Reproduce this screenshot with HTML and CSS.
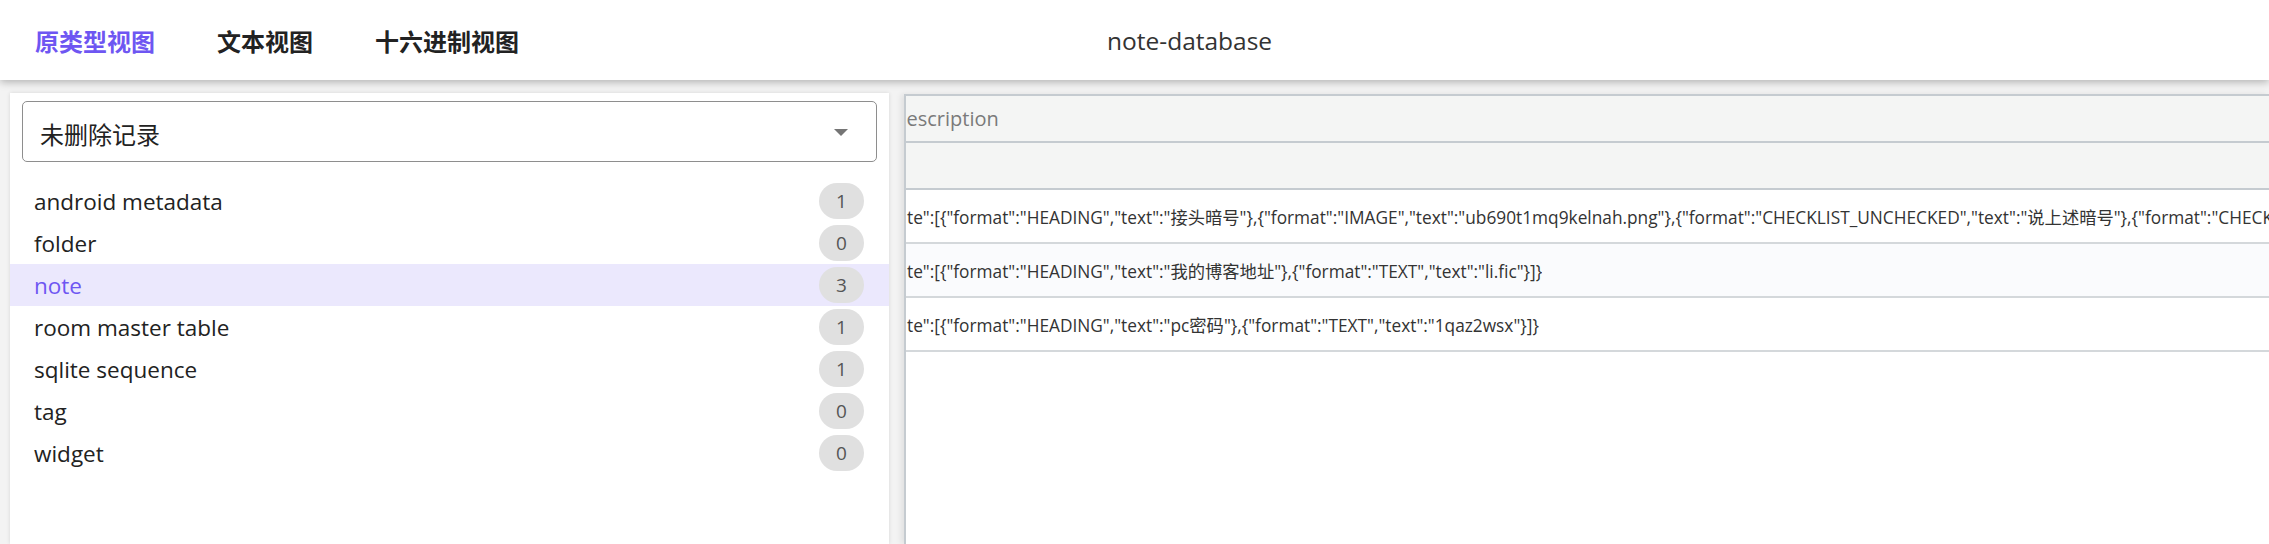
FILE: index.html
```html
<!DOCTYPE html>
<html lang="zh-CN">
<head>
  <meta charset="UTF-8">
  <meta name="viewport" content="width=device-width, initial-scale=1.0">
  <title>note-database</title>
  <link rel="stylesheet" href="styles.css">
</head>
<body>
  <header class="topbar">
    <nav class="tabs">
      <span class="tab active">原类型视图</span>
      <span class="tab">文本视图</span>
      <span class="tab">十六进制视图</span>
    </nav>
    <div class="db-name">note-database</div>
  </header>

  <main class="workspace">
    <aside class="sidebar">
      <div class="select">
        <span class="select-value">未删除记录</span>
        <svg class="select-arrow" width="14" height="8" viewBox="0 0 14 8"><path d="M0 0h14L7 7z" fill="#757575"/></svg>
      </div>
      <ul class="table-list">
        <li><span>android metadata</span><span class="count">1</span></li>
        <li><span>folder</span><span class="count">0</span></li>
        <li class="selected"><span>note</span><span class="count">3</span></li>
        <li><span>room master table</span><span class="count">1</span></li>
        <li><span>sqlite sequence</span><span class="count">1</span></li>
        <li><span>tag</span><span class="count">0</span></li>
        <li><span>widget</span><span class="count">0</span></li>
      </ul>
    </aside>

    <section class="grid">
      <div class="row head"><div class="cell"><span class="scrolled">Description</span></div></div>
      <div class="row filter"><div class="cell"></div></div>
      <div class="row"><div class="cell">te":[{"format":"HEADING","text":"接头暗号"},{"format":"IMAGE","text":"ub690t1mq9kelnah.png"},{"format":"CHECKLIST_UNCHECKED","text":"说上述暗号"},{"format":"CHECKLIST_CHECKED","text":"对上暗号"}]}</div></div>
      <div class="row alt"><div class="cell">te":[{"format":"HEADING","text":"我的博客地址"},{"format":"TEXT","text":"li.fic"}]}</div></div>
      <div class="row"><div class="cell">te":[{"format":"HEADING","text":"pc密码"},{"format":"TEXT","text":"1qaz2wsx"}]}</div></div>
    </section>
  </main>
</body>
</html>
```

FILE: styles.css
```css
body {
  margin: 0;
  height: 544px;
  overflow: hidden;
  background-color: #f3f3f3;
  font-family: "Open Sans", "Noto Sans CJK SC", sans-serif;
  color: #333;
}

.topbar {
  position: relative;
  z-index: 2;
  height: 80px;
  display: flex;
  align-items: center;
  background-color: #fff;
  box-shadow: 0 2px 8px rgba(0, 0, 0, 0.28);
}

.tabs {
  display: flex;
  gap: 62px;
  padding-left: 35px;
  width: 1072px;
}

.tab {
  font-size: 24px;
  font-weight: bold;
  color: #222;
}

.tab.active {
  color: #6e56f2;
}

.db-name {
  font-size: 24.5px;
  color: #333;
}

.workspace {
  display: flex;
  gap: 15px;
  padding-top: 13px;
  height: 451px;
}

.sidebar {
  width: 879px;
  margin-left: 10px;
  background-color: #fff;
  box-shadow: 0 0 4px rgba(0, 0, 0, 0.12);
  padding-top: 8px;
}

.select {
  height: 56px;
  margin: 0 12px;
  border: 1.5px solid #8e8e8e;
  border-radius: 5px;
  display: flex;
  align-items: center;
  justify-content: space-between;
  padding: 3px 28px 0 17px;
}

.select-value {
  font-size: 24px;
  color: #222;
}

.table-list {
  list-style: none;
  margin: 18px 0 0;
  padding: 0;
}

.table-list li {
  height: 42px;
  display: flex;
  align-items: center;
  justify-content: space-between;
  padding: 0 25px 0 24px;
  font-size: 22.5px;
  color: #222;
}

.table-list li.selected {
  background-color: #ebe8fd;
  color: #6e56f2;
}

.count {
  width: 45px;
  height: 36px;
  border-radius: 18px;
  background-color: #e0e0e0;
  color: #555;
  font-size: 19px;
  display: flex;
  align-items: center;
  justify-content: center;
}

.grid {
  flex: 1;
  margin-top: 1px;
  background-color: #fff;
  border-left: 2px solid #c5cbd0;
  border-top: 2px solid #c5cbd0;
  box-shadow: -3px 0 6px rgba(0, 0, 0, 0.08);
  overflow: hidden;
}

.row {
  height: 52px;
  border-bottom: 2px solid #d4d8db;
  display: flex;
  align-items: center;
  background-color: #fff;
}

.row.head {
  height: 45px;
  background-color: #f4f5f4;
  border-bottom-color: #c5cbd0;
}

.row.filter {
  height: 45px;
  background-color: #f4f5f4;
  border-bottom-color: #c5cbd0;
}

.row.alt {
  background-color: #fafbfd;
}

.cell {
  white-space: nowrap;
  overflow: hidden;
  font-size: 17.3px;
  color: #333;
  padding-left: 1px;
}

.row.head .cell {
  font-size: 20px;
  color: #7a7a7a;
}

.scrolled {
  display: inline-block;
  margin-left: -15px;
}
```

■ What this task involves
From the listing, extract all text exactly as given and drop any picture.

■ Full response
Reproduce this screenshot with HTML and CSS.
FILE: index.html
```html
<!DOCTYPE html>
<html lang="zh-CN">
<head>
  <meta charset="UTF-8">
  <meta name="viewport" content="width=device-width, initial-scale=1.0">
  <title>note-database</title>
  <link rel="stylesheet" href="styles.css">
</head>
<body>
  <header class="topbar">
    <nav class="tabs">
      <span class="tab active">原类型视图</span>
      <span class="tab">文本视图</span>
      <span class="tab">十六进制视图</span>
    </nav>
    <div class="db-name">note-database</div>
  </header>

  <main class="workspace">
    <aside class="sidebar">
      <div class="select">
        <span class="select-value">未删除记录</span>
        <svg class="select-arrow" width="14" height="8" viewBox="0 0 14 8"><path d="M0 0h14L7 7z" fill="#757575"/></svg>
      </div>
      <ul class="table-list">
        <li><span>android metadata</span><span class="count">1</span></li>
        <li><span>folder</span><span class="count">0</span></li>
        <li class="selected"><span>note</span><span class="count">3</span></li>
        <li><span>room master table</span><span class="count">1</span></li>
        <li><span>sqlite sequence</span><span class="count">1</span></li>
        <li><span>tag</span><span class="count">0</span></li>
        <li><span>widget</span><span class="count">0</span></li>
      </ul>
    </aside>

    <section class="grid">
      <div class="row head"><div class="cell"><span class="scrolled">Description</span></div></div>
      <div class="row filter"><div class="cell"></div></div>
      <div class="row"><div class="cell">te":[{"format":"HEADING","text":"接头暗号"},{"format":"IMAGE","text":"ub690t1mq9kelnah.png"},{"format":"CHECKLIST_UNCHECKED","text":"说上述暗号"},{"format":"CHECKLIST_CHECKED","text":"对上暗号"}]}</div></div>
      <div class="row alt"><div class="cell">te":[{"format":"HEADING","text":"我的博客地址"},{"format":"TEXT","text":"li.fic"}]}</div></div>
      <div class="row"><div class="cell">te":[{"format":"HEADING","text":"pc密码"},{"format":"TEXT","text":"1qaz2wsx"}]}</div></div>
    </section>
  </main>
</body>
</html>
```

FILE: styles.css
```css
body {
  margin: 0;
  height: 544px;
  overflow: hidden;
  background-color: #f3f3f3;
  font-family: "Open Sans", "Noto Sans CJK SC", sans-serif;
  color: #333;
}

.topbar {
  position: relative;
  z-index: 2;
  height: 80px;
  display: flex;
  align-items: center;
  background-color: #fff;
  box-shadow: 0 2px 8px rgba(0, 0, 0, 0.28);
}

.tabs {
  display: flex;
  gap: 62px;
  padding-left: 35px;
  width: 1072px;
}

.tab {
  font-size: 24px;
  font-weight: bold;
  color: #222;
}

.tab.active {
  color: #6e56f2;
}

.db-name {
  font-size: 24.5px;
  color: #333;
}

.workspace {
  display: flex;
  gap: 15px;
  padding-top: 13px;
  height: 451px;
}

.sidebar {
  width: 879px;
  margin-left: 10px;
  background-color: #fff;
  box-shadow: 0 0 4px rgba(0, 0, 0, 0.12);
  padding-top: 8px;
}

.select {
  height: 56px;
  margin: 0 12px;
  border: 1.5px solid #8e8e8e;
  border-radius: 5px;
  display: flex;
  align-items: center;
  justify-content: space-between;
  padding: 3px 28px 0 17px;
}

.select-value {
  font-size: 24px;
  color: #222;
}

.table-list {
  list-style: none;
  margin: 18px 0 0;
  padding: 0;
}

.table-list li {
  height: 42px;
  display: flex;
  align-items: center;
  justify-content: space-between;
  padding: 0 25px 0 24px;
  font-size: 22.5px;
  color: #222;
}

.table-list li.selected {
  background-color: #ebe8fd;
  color: #6e56f2;
}

.count {
  width: 45px;
  height: 36px;
  border-radius: 18px;
  background-color: #e0e0e0;
  color: #555;
  font-size: 19px;
  display: flex;
  align-items: center;
  justify-content: center;
}

.grid {
  flex: 1;
  margin-top: 1px;
  background-color: #fff;
  border-left: 2px solid #c5cbd0;
  border-top: 2px solid #c5cbd0;
  box-shadow: -3px 0 6px rgba(0, 0, 0, 0.08);
  overflow: hidden;
}

.row {
  height: 52px;
  border-bottom: 2px solid #d4d8db;
  display: flex;
  align-items: center;
  background-color: #fff;
}

.row.head {
  height: 45px;
  background-color: #f4f5f4;
  border-bottom-color: #c5cbd0;
}

.row.filter {
  height: 45px;
  background-color: #f4f5f4;
  border-bottom-color: #c5cbd0;
}

.row.alt {
  background-color: #fafbfd;
}

.cell {
  white-space: nowrap;
  overflow: hidden;
  font-size: 17.3px;
  color: #333;
  padding-left: 1px;
}

.row.head .cell {
  font-size: 20px;
  color: #7a7a7a;
}

.scrolled {
  display: inline-block;
  margin-left: -15px;
}
```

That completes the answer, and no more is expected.